While exercising is good for a healthy lifestyle, too much of it can harm your body! Doctors warn that excessive exercising, particularly by beginners, may be dangerous for bones.
Dr Jayant Arora, orthopaedics consultant at Columbia Asia Hospital, Gurgaon, says in general exercising is good for the body. But it can come with negative effects if people go over board.
“People who don’t exercise generally suddenly start doing heavy weight exercises, can encounter multiple injuries not just in bones but muscles too. Beginners especially, in excitement, start doing long-distance running. It poses the risk of stress fracture in the foot,” he says.
“I know many who want to participate in marathons and in the runup to it, start running for 2-3 kms every day. This when they are not even used to walking.

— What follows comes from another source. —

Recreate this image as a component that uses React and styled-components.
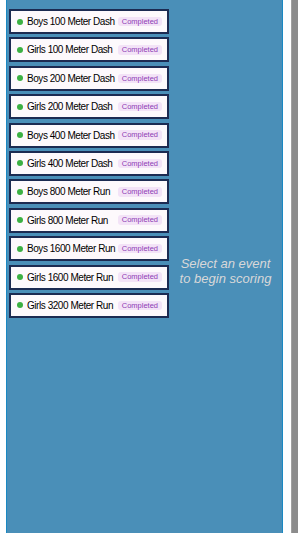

They develop bone bruises which are not visible in X-rays. The right way is to begin is with brisk walking and then move to short-distance running. Then there are people who run everyday for 6-8 kms. If this is continued for 10-15 years regularly, the chances of that person developing arthritis is much higher,” adds Dr Jayant.
The health experts caution that beginning workouts in gym with heavy weights can be “disastrous.” Running on treadmill or doing weightlifts everyday for more than half-an-hour will start showing impact on knees over a period of time.
Dr Rajeev K Sharma, senior consultant orthopedics and joint replacement surgeon at Indraprastha Apollo Hospital, says excessive exercising that tests the limits of body’s strength can cause sprains in the wrist, neck and back or hurt the muscles. It can also cause damage to shoulders and knees.
“Running on a treadmill for more than 30 minutes a day can damage your knee as it is different from running on ground. You are trying to match the speed of the machine. Similarly, if weight is lifted beyond what the muscles can withstand, its impact is transferred to the spine. Its milder effects can be wrist sprain, elbow pain and sprain in neck,” points out Dr Rajeev.
Exercise should be done in a manner that each day a week, the stress is on one part of the body. “One day focus on chest exercise, the other day on arms and so on.
This allows that particular part of the body to recover. Also, do not keep doing same exercise everyday. This mentoring should come from the gym instructor. Each day working out for 45 minutes is enough,” advises Dr Jayant.
Begin with cardio exercises or warm up, move on to weight training and conclude with stretching for 10 to 15 minutes each. Don’t forget to change running shoes every six months else they cause heel pain.